Perfect Enough Isn’t Good Enough
A company like Apple needs to offer products that look, feel, and function like every phase of the design process underwent Steve Jobs-like scrutiny. And, maybe that’s why the best designed, most iconic and enduring Apple products are the ones that exist from the Steve Jobs era.
The iPhone is still an unparalleled, world-class piece of technology. The iPad is still the tablet to beat. The MacBook Air and Pro are very nearly perfect laptops. Even the old click wheel iPod is still undeniably impressive, long after it’s stopped being truly relevant.
It seems reasonable to think that this maniacal attention to detail and eye for design would’ve sent the battery case back to the drawing board. Maybe the Watch would’ve come out later on, or we’d at least have seen a bigger improvement between version 1 and 2. And, that male connector on the Pencil…there had to be a more elegant way.
It’s obvious that Apple is still innovating, they’re just not perfecting anymore. Instead, they say “here’s a new product, it’s got some serious flaws and design issues, but we think you’ll buy it because it’s made by Apple.”

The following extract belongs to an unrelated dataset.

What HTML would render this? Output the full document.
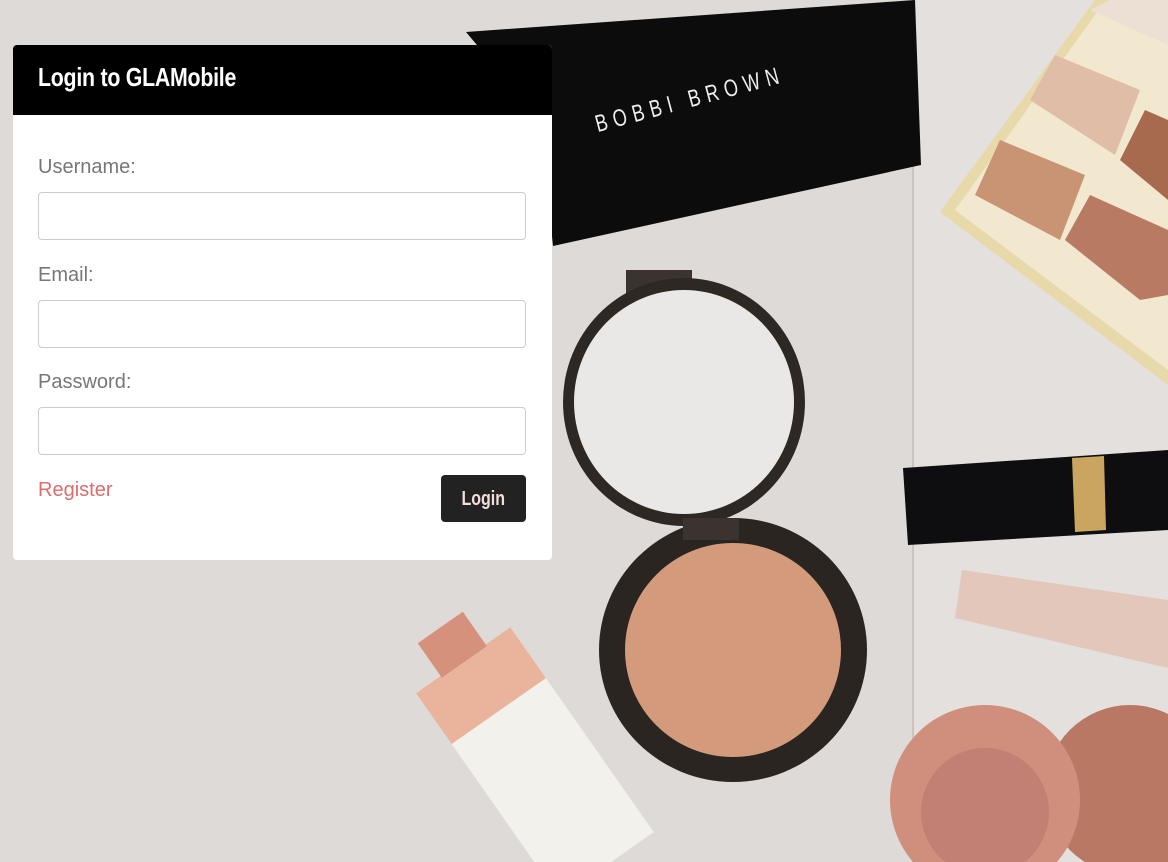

There is genius hidden in certain parts of Apple’s new products. But without the adherence to 100% perfection, the Watch just feels like another smartwatch in a sea of other smartwatches. The battery case is battery case in a deluge of (better) battery cases, and the AirPods are an expensive duplicate of cheap earbuds.
It remains to be seen what Apple has in store for the majority of its laptops and desktops. The new MacBook Pro’s new Touch Bar is compelling, but only a small portion of Mac users will have access to it. It won’t change how the overwhelming majority of Mac users interact with their computers, unless Apple starts including it on lower-end models.
For now, we’ll have to contend with the company largely ignoring its other Mac models while Microsoft swoops in and does something truly cool and exciting. Then again, Apple could have a promising future in the dongle business.